Using data from the previous three years, the company developed and implemented a model to provide predictive insights on critical sales roles for the company and pivot points that influenced retention. The model enabled prediction down to the level of the individual employee, identifying which variables were strong predictors of retention and turnover, and informing the development of focused retention strategies. For example, despite an intensely competitive talent market, compensation was not the primary driver of turnover.
Using this highly data-driven model to improve the targeting and effectiveness of its retention strategy, the company has been able to use the analysis to take targeted action to improve retention. The company was able to focus its investments on the retention initiatives that offer the highest value and impact.
WHERE COMPANIES CAN START
For many companies, the transition from data reporting to data analytics is a leap into the unknown. HR teams question if they have the skills and understanding to put this function together. Industrial and organizational psychologists, statisticians, and data analysts may all be needed to help HR build this new capability.
Potential starting points include:
Look for skilled analysts to lead the team: Having a skilled analyst on your team isn’t the same as having a skilled analyst lead the team. That said, depending on the maturity of the organization, a skilled salesperson may be better equipped at leading the team, given the amount of convincing the organizations (both HR and business) will likely require on the topic.
Add a couple of outlier profiles to the analytics team, such as econometricians, demographers, computer/applied scientists, and business intelligence specialists. They usually bring in a different view to the challenges at hand while being hands-on with numerical analyses, fact-finding, and generating insights from data.
Create a community of practice where intrinsically interested professionals can share experiences and best practices. They will become your best ambassadors, and establishing a community of practice ties in to the overall action of raising visibility for fact-based decision making through analytics.
Equip analysts with HR technology, performance consulting, visualization, and project management skills. Build a close relationship between HR and IT; HR organizations working in predictive analytics often have an IT specialist on the HR staff.
Identify specific business challenges to be addressed: Use data to meet visible business challenges by working with business units to agree on deliverables, reports, and expectations. Don’t just try to analyze data; start by focusing on business problems.
Build capabilities by experimenting: Choose a business problem, bring people from different functions together, consider which types of data might help solve that problem, and find the techniques that might help the team analyze the data and devise solutions.
Make analytics user-friendly for the entire organization through the use of tools such as dashboards in order to provide maximum value to business units.
Do not let the perfect be the enemy of the good: Recognize that without quality data, analytics projects will likely fail; at the same time, insisting on 100 percent data quality means a project will likely never begin.

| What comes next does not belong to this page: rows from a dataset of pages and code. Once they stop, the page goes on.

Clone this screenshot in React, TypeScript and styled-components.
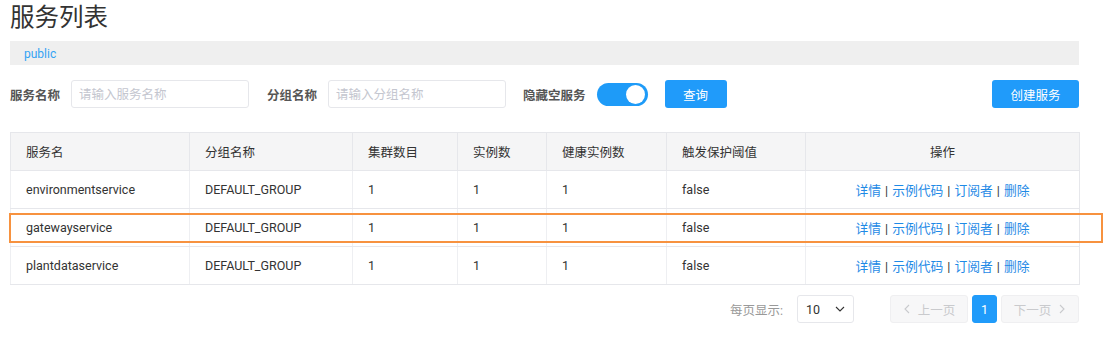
import React from "react";
import styled, { createGlobalStyle } from "styled-components";

const Global = createGlobalStyle`
  html, body { margin: 0; padding: 0; background: #fff; }
  body { font-family: Roboto, "Noto Sans CJK SC", sans-serif; font-size: 12px; color: #333; }
  * { box-sizing: border-box; }
`;

const Page = styled.div`
  width: 1117px;
  height: 348px;
  padding: 0 38px 0 10px;
  position: relative;
  overflow: hidden;
`;

const Title = styled.h1`
  margin: 0;
  height: 41px;
  padding-top: 3px;
  font-size: 24.5px;
  line-height: 30px;
  font-weight: 400;
  color: #333;
`;

const NsBar = styled.div`
  height: 24px;
  background: #efefef;
  display: flex;
  align-items: center;
  padding: 2px 0 0 14px;
`;

const NsLink = styled.span`
  color: #33a3f4;
  font-size: 12px;
`;

const FilterRow = styled.div`
  display: flex;
  align-items: center;
  margin-top: 15px;
  height: 28px;
`;

const Field = styled.div<{ gap: number }>`
  display: flex;
  align-items: center;
  margin-right: ${(p) => p.gap}px;
`;

const Label = styled.span`
  font-weight: 700;
  color: #555;
  font-size: 12.5px;
  margin-right: 11px;
`;

const Input = styled.input`
  width: 178px;
  height: 28px;
  border: 1px solid #e6e7eb;
  border-radius: 3px;
  padding: 0 7px;
  font-family: inherit;
  font-size: 12.5px;
  outline: none;
  &::placeholder { color: #c4c6cf; }
`;

const Toggle = styled.div`
  width: 51px;
  height: 23px;
  border-radius: 12px;
  background: #1e9bf8;
  position: relative;
  margin-left: 0;
  &::after {
    content: "";
    position: absolute;
    right: 3px;
    top: 2px;
    width: 19px;
    height: 19px;
    border-radius: 50%;
    background: #fff;
  }
`;

const Button = styled.button<{ w: number }>`
  height: 28px;
  width: ${(p) => p.w}px;
  background: #209bfa;
  border: none;
  border-radius: 3px;
  color: #fff;
  font-family: inherit;
  font-size: 12.5px;
  padding: 0;
`;

const Spacer = styled.div`
  flex: 1;
`;

const TableWrap = styled.div`
  margin-top: 24px;
  position: relative;
`;

const Table = styled.table`
  width: 1069px;
  border-collapse: collapse;
  table-layout: fixed;
  border: 1px solid #e6e7eb;
`;

const Th = styled.th<{ center?: boolean }>`
  height: 38px;
  background: #f5f5f6;
  font-weight: 400;
  color: #333;
  text-align: ${(p) => (p.center ? "center" : "left")};
  padding: 0 15px;
  font-size: 12.5px;
  border: 1px solid #e6e7eb;
`;

const Td = styled.td<{ center?: boolean }>`
  height: 38px;
  padding: 0 15px;
  text-align: ${(p) => (p.center ? "center" : "left")};
  color: #333;
  font-size: 12.5px;
  border-top: 1px solid #e6e7eb;
  border-bottom: 1px solid #e6e7eb;
  border-left: 1px solid #eeeff2;
`;

const Link = styled.a`
  color: #1f8ae6;
  text-decoration: none;
  font-size: 12.8px;
`;

const Sep = styled.span`
  color: #333;
  margin: 0 4px;
`;

const Highlight = styled.div`
  position: absolute;
  left: -1px;
  top: 81px;
  width: 1094px;
  height: 30px;
  border: 2px solid #f7923f;
  pointer-events: none;
`;

const Pager = styled.div`
  display: flex;
  align-items: center;
  justify-content: flex-end;
  margin-top: 10px;
  height: 28px;
`;

const PagerLabel = styled.span`
  color: #999;
  font-size: 12.5px;
  margin-right: 14px;
`;

const Select = styled.div`
  width: 57px;
  height: 28px;
  border: 1px solid #e6e7eb;
  border-radius: 3px;
  display: flex;
  align-items: center;
  justify-content: space-between;
  padding: 0 8px;
  font-size: 12.5px;
  color: #333;
  margin-right: 32px;
`;

const PageBtn = styled.div<{ active?: boolean; w: number }>`
  width: ${(p) => p.w}px;
  height: 28px;
  border-radius: 3px;
  display: flex;
  align-items: center;
  justify-content: center;
  gap: 7px;
  margin-left: 4px;
  font-size: 12.5px;
  background: ${(p) => (p.active ? "#209bfa" : "#f7f7f8")};
  color: ${(p) => (p.active ? "#fff" : "#c9cacd")};
  border: 1px solid ${(p) => (p.active ? "#209bfa" : "#efeff1")};
`;

const Chevron = ({ dir }: { dir: "l" | "r" | "d" }) => {
  const d = dir === "l" ? "M6 1 L2 5 L6 9" : dir === "r" ? "M2 1 L6 5 L2 9" : "M1 3 L5 7 L9 3";
  const w = dir === "d" ? 10 : 8;
  return (
    <svg width={w} height={10} viewBox={`0 0 ${w} 10`} fill="none" stroke="currentColor" strokeWidth="1.1">
      <path d={d} />
    </svg>
  );
};

const rows = ["environmentservice", "gatewayservice", "plantdataservice"];
const widths = [179, 163, 105, 89, 120, 139, 274];

export default function App() {
  return (
    <Page>
      <Global />
      <Title>服务列表</Title>
      <NsBar>
        <NsLink>public</NsLink>
      </NsBar>
      <FilterRow>
        <Field gap={18}>
          <Label>服务名称</Label>
          <Input placeholder="请输入服务名称" />
        </Field>
        <Field gap={17}>
          <Label>分组名称</Label>
          <Input placeholder="请输入分组名称" />
        </Field>
        <Field gap={17}>
          <Label>隐藏空服务</Label>
          <Toggle />
        </Field>
        <Button w={62}>查询</Button>
        <Spacer />
        <Button w={87}>创建服务</Button>
      </FilterRow>
      <TableWrap>
        <Table>
          <colgroup>
            {widths.map((w, i) => (
              <col key={i} style={{ width: w }} />
            ))}
          </colgroup>
          <thead>
            <tr>
              <Th>服务名</Th>
              <Th>分组名称</Th>
              <Th>集群数目</Th>
              <Th>实例数</Th>
              <Th>健康实例数</Th>
              <Th>触发保护阈值</Th>
              <Th center>操作</Th>
            </tr>
          </thead>
          <tbody>
            {rows.map((r) => (
              <tr key={r}>
                <Td>{r}</Td>
                <Td>DEFAULT_GROUP</Td>
                <Td>1</Td>
                <Td>1</Td>
                <Td>1</Td>
                <Td>false</Td>
                <Td center>
                  <Link>详情</Link>
                  <Sep>|</Sep>
                  <Link>示例代码</Link>
                  <Sep>|</Sep>
                  <Link>订阅者</Link>
                  <Sep>|</Sep>
                  <Link>删除</Link>
                </Td>
              </tr>
            ))}
          </tbody>
        </Table>
        <Highlight />
      </TableWrap>
      <Pager>
        <PagerLabel>每页显示:</PagerLabel>
        <Select>
          <span>10</span>
          <Chevron dir="d" />
        </Select>
        <PageBtn w={78}>
          <Chevron dir="l" />
          <span>上一页</span>
        </PageBtn>
        <PageBtn w={25} active>
          1
        </PageBtn>
        <PageBtn w={78}>
          <span>下一页</span>
          <Chevron dir="r" />
        </PageBtn>
      </Pager>
    </Page>
  );
}
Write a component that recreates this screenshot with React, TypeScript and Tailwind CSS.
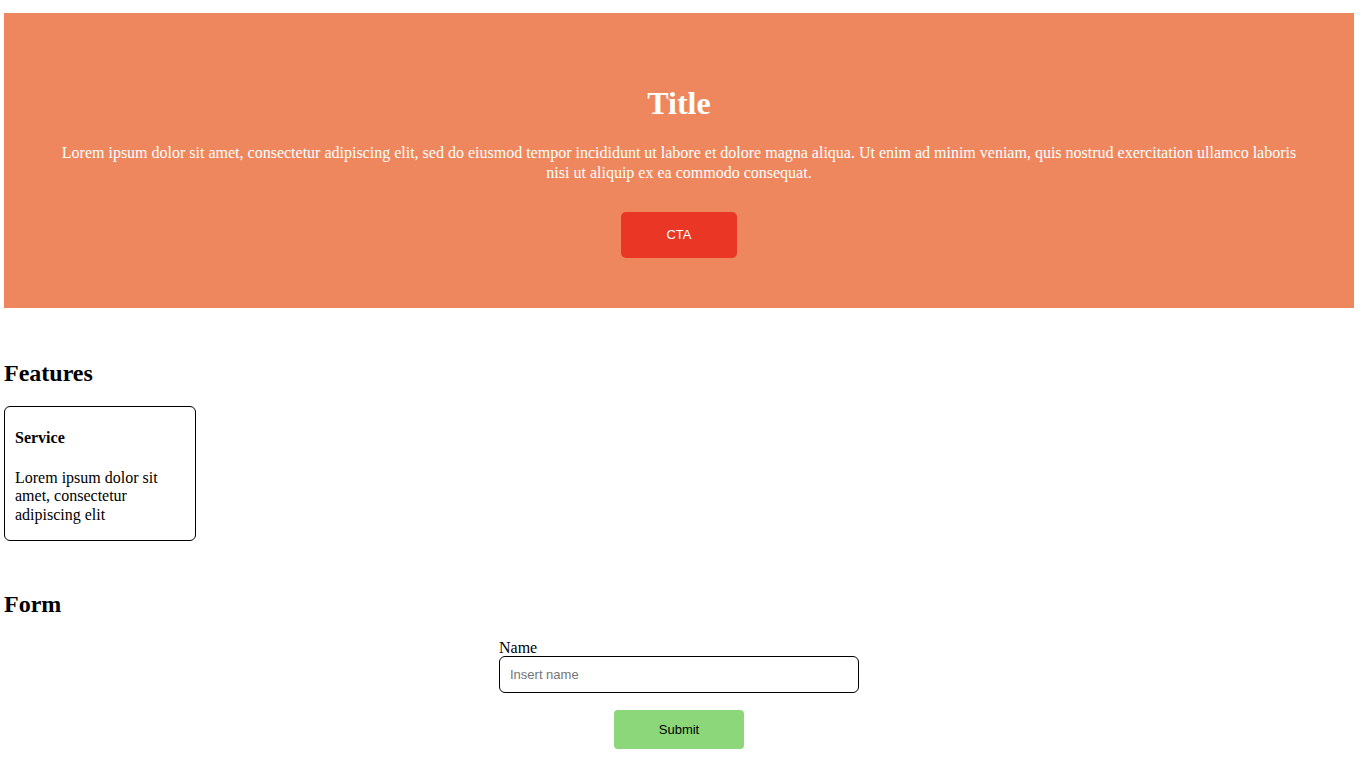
export default function App() {
  return (
    <div className="min-h-screen bg-white pl-[4px] pt-[13px] pb-[20px] font-['Liberation_Serif',serif] text-black">
      <section className="w-[1350px] bg-[#ef875e] px-[56px] pt-[72px] pb-[50px] text-center text-white">
        <h1 className="text-[32px] font-bold leading-[1.15]">Title</h1>
        <p className="mt-[21px] text-[16px] leading-5">
          Lorem ipsum dolor sit amet, consectetur adipiscing elit, sed do eiusmod tempor incididunt ut labore et dolore magna aliqua. Ut enim ad minim veniam, quis nostrud exercitation ullamco laboris nisi ut aliquip ex ea commodo consequat.
        </p>
        <button className="mt-[29px] h-[46px] w-[116px] rounded-[5px] bg-[#ea3625] font-['Liberation_Sans',sans-serif] text-[13px] text-white">
          CTA
        </button>
      </section>

      <section className="w-[1350px] pt-[52px]">
        <h2 className="text-[24px] font-bold leading-[1.15]">Features</h2>
        <div className="mt-[19px] w-[192px] rounded-[6px] border border-black px-[10px] pt-[22px] pb-[16px]">
          <h4 className="text-[16px] font-bold leading-[1.15]">Service</h4>
          <p className="mt-[21px] text-[16px] leading-[1.15]">Lorem ipsum dolor sit amet, consectetur adipiscing elit</p>
        </div>
      </section>

      <section className="w-[1350px] pt-[50px]">
        <h2 className="text-[24px] font-bold leading-[1.15]">Form</h2>
        <form className="mx-auto mt-[20px] flex w-[360px] flex-col items-center" onSubmit={(e) => e.preventDefault()}>
          <label className="w-full text-[16px] leading-[1.15]">
            Name
            <input
              type="text"
              placeholder="Insert name"
              className="-mt-[1px] block h-[37px] w-full rounded-[6px] border border-black px-[10px] font-['Liberation_Sans',sans-serif] text-[13px] outline-none placeholder:text-[#757575]"
            />
          </label>
          <button
            type="submit"
            className="mt-[17px] h-[39px] w-[130px] rounded-[4px] bg-[#8bd77a] font-['Liberation_Sans',sans-serif] text-[13px] text-black"
          >
            Submit
          </button>
        </form>
      </section>
    </div>
  )
}
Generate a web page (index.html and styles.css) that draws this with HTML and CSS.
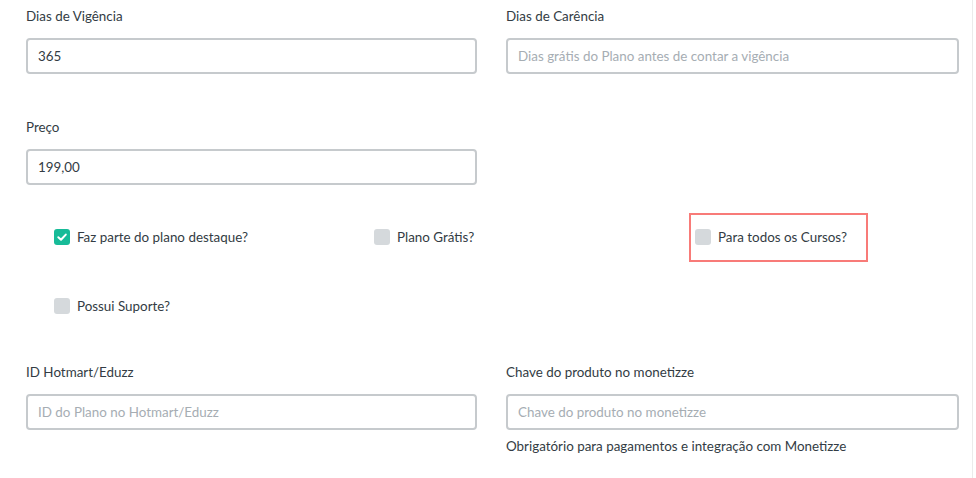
FILE: index.html
```html
<!DOCTYPE html>
<html lang="pt">
<head>
<meta charset="utf-8">
<link rel="stylesheet" href="styles.css">
</head>
<body>
<div class="page">
  <div class="row two">
    <div class="field">
      <label class="lbl">Dias de Vigência</label>
      <div class="input">365</div>
    </div>
    <div class="field">
      <label class="lbl">Dias de Carência</label>
      <div class="input ph">Dias grátis do Plano antes de contar a vigência</div>
    </div>
  </div>
  <div class="row two r2">
    <div class="field">
      <label class="lbl">Preço</label>
      <div class="input">199,00</div>
    </div>
  </div>
  <div class="row three checks1">
    <div class="cell"><span class="check on"><svg viewBox="0 0 16 16" width="16" height="16"><path d="M4.3 8.3 L7 10.8 L11.8 5.6" fill="none" stroke="#fff" stroke-width="2" stroke-linecap="round" stroke-linejoin="round"/></svg></span><span class="ctext">Faz parte do plano destaque?</span></div>
    <div class="cell"><span class="check"></span><span class="ctext">Plano Grátis?</span></div>
    <div class="cell"><div class="hl"><span class="check"></span><span class="ctext">Para todos os Cursos?</span></div></div>
  </div>
  <div class="row three checks2">
    <div class="cell"><span class="check"></span><span class="ctext">Possui Suporte?</span></div>
  </div>
  <div class="row two r4">
    <div class="field">
      <label class="lbl">ID Hotmart/Eduzz</label>
      <div class="input ph">ID do Plano no Hotmart/Eduzz</div>
    </div>
    <div class="field">
      <label class="lbl">Chave do produto no monetizze</label>
      <div class="input ph">Chave do produto no monetizze</div>
      <p class="help">Obrigatório para pagamentos e integração com Monetizze</p>
    </div>
  </div>
</div>
</body>
</html>
```
FILE: styles.css
```css
html, body {
  margin: 0;
  padding: 0;
  background: #fff;
}
body {
  font-family: Lato, "Open Sans", sans-serif;
  font-size: 13.4px;
  color: #333c44;
  width: 976px;
  height: 478px;
  overflow: hidden;
}
.page {
  width: 961px;
  height: 478px;
  padding-left: 11px;
  border-right: 1px solid #ebebeb;
  box-sizing: content-box;
}
.row {
  display: grid;
}
.two {
  padding-left: 15px;
  grid-template-columns: 451px 453px;
  column-gap: 29px;
}
.three {
  grid-template-columns: 320px 321px 321px;
}
.field {
  display: flex;
  flex-direction: column;
}
.lbl {
  display: block;
  line-height: 20px;
  padding-top: 6px;
  margin-bottom: 12px;
}
.input {
  height: 36px;
  box-sizing: border-box;
  border: 2px solid #c6cacd;
  border-radius: 4px;
  padding: 0 10px;
  line-height: 32px;
  color: #333c44;
}
.input.ph {
  color: #a6adb3;
}
.r2 {
  margin-top: 37px;
}
.checks1 {
  margin-top: 27px;
  height: 50px;
  align-items: center;
}
.cell {
  padding-left: 43px;
  display: flex;
  align-items: center;
}
.hl {
  display: flex;
  align-items: center;
  margin-left: -6px;
  padding-left: 4px;
  width: 171px;
  height: 45px;
  border: 2px solid #f87b78;
}
.check {
  width: 16px;
  height: 16px;
  border-radius: 3px;
  background: #d5d9dc;
  flex: none;
  display: flex;
}
.check.on {
  background: #17bb98;
}
.ctext {
  margin-left: 7px;
  line-height: 20px;
}
.checks2 {
  margin-top: 34px;
}
.r4 {
  margin-top: 40px;
}
.help {
  margin: 6px 0 0;
  line-height: 20px;
}
```
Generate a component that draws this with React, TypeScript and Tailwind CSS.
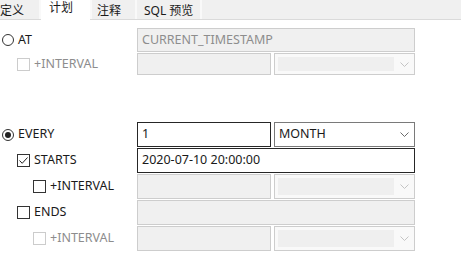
import React from "react";

const font = { fontFamily: '"Noto Sans", "Noto Sans CJK SC", sans-serif' };

function Chevron({ disabled }: { disabled?: boolean }) {
  return (
    <svg viewBox="0 0 9 5" className="h-[5px] w-[9px]" fill="none" stroke={disabled ? "#c4c4c4" : "#6b6b6b"} strokeWidth={1}>
      <path d="M0.5 0.5 L4.5 4.5 L8.5 0.5" />
    </svg>
  );
}

function Radio({ checked }: { checked?: boolean }) {
  return (
    <span className="flex h-[12px] w-[12px] items-center justify-center rounded-full border border-[#333]">
      {checked && <span className="h-[6px] w-[6px] rounded-full bg-[#222]" />}
    </span>
  );
}

function Check({ checked, disabled }: { checked?: boolean; disabled?: boolean }) {
  return (
    <span
      className={
        "flex h-[13px] w-[13px] items-center justify-center border bg-white " +
        (disabled ? "border-[#cccccc]" : "border-[#333]")
      }
    >
      {checked && (
        <svg viewBox="0 0 11 11" className="h-[11px] w-[11px]" fill="none" stroke="#222" strokeWidth={1}>
          <path d="M1.5 5.5 L4.2 8.3 L9.5 2.5" />
        </svg>
      )}
    </span>
  );
}

function DisabledInput({ w, text }: { w: string; text?: string }) {
  return (
    <div className={`${w} flex h-full items-center border border-[#cdcdcd] bg-[#f0f0f0] pl-[4px] text-[#8d8d8d]`}>
      {text}
    </div>
  );
}

function DisabledSelect() {
  return (
    <div className="flex h-full w-[141px] items-center border border-[#cdcdcd] bg-[#f9f9f9] py-[3px] pl-[3px]">
      <div className="h-full flex-1 bg-[#efefef]" />
      <div className="flex w-[20px] justify-center">
        <Chevron disabled />
      </div>
    </div>
  );
}

function Label({ indent, children }: { indent: string; children: React.ReactNode }) {
  return <div className={`flex w-[137px] shrink-0 items-center gap-[4px] ${indent}`}>{children}</div>;
}

export default function App() {
  return (
    <div className="h-[264px] w-[461px] overflow-hidden bg-white text-[12.5px] text-[#1a1a1a]" style={font}>
      <div className="flex h-[20px] border-b border-[#dadada] bg-[#f0f0f0] text-[12px]">
        <div className="flex w-[39px] items-center pt-[2px]">定义</div>
        <div className="w-[2px] bg-[#f9f9f9]" />
        <div className="z-10 -mb-px flex h-[20px] w-[49px] items-start bg-white pl-[8px] leading-[16px]">计划</div>
        <div className="w-[2px] bg-[#f9f9f9]" />
        <div className="flex w-[43px] items-center pl-[5px] pt-[2px]">注释</div>
        <div className="w-[2px] bg-[#f9f9f9]" />
        <div className="flex w-[63px] items-center pl-[7px] pt-[2px]">SQL 预览</div>
        <div className="w-[2px] bg-[#f9f9f9]" />
      </div>

      <div className="flex flex-col pt-[8px]">
        <div className="flex h-[24px]">
          <Label indent="pl-[2px] gap-[3px]">
            <Radio />
            <span>AT</span>
          </Label>
          <DisabledInput w="w-[278px]" text="CURRENT_TIMESTAMP" />
        </div>
        <div className="flex h-[24px]">
          <Label indent="pl-[17px]">
            <Check disabled />
            <span className="text-[#8d8d8d]">+INTERVAL</span>
          </Label>
          <div className="flex gap-[3px] py-px">
            <DisabledInput w="w-[134px]" />
            <DisabledSelect />
          </div>
        </div>

        <div className="mt-[46px] flex h-[26px] pb-px">
          <Label indent="pl-[2px] gap-[3px]">
            <Radio checked />
            <span>EVERY</span>
          </Label>
          <div className="flex gap-[3px]">
            <div className="flex h-full w-[134px] items-center border border-[#262626] bg-white pl-[4px]">1</div>
            <div className="flex h-full w-[141px] items-center border border-[#7a7a7a] bg-white pl-[4px]">
              <span className="flex-1">MONTH</span>
              <span className="flex w-[20px] justify-center">
                <Chevron />
              </span>
            </div>
          </div>
        </div>
        <div className="flex h-[26px] pb-px">
          <Label indent="pl-[17px]">
            <Check checked />
            <span>STARTS</span>
          </Label>
          <div className="flex h-full w-[278px] items-center border border-[#262626] bg-white pl-[4px]">
            2020-07-10 20:00:00
          </div>
        </div>
        <div className="flex h-[26px] pb-px">
          <Label indent="pl-[33px]">
            <Check />
            <span>+INTERVAL</span>
          </Label>
          <div className="flex gap-[3px]">
            <DisabledInput w="w-[134px]" />
            <DisabledSelect />
          </div>
        </div>
        <div className="flex h-[26px] pb-px">
          <Label indent="pl-[17px]">
            <Check />
            <span>ENDS</span>
          </Label>
          <DisabledInput w="w-[278px]" />
        </div>
        <div className="flex h-[26px] pb-px">
          <Label indent="pl-[33px]">
            <Check disabled />
            <span className="text-[#8d8d8d]">+INTERVAL</span>
          </Label>
          <div className="flex gap-[3px]">
            <DisabledInput w="w-[134px]" />
            <DisabledSelect />
          </div>
        </div>
      </div>
    </div>
  );
}
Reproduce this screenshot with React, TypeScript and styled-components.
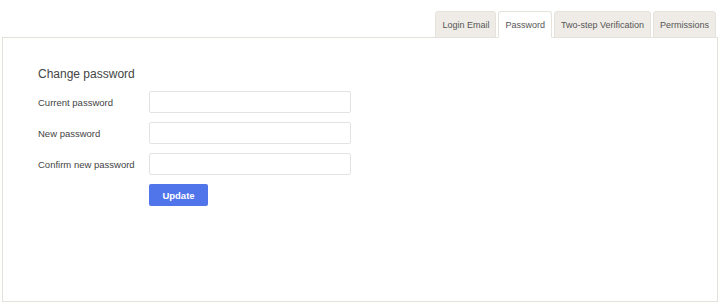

Data quality remains a challenge for all functions in analytics; it is valuable to leverage the data that does exist to start improving people-related decisions today.
Over a decade ago, author Michael Lewis’s book Moneyball7 told the story of how people decisions in professional sports could be dramatically improved by using numbers and analysis, rather than on the basis of subjective opinion alone—a conclusion that has been widely accepted in business. In the 2014 Global Human Capital Trends survey, companies indicated that they understood the importance of building their HR and talent analytics capabilities, but also revealed significant gaps in their current readiness and capabilities. It can take three to five years to build a strong talent analytics function and the same length of time, or longer, to develop a mindset and culture in which people make decisions based on data and not just instinct. It is important to start laying the groundwork. In 2014, companies should take action to build HR and talent analytics capabilities, to seek out and conduct pilot projects focused on critical business and talent problems, and to invest in developing the analytics capabilities to drive the HR function going forward. Recognizing HR’s reputation as a profession and function that shies away from numbers and data, it is critical to move from talk to action.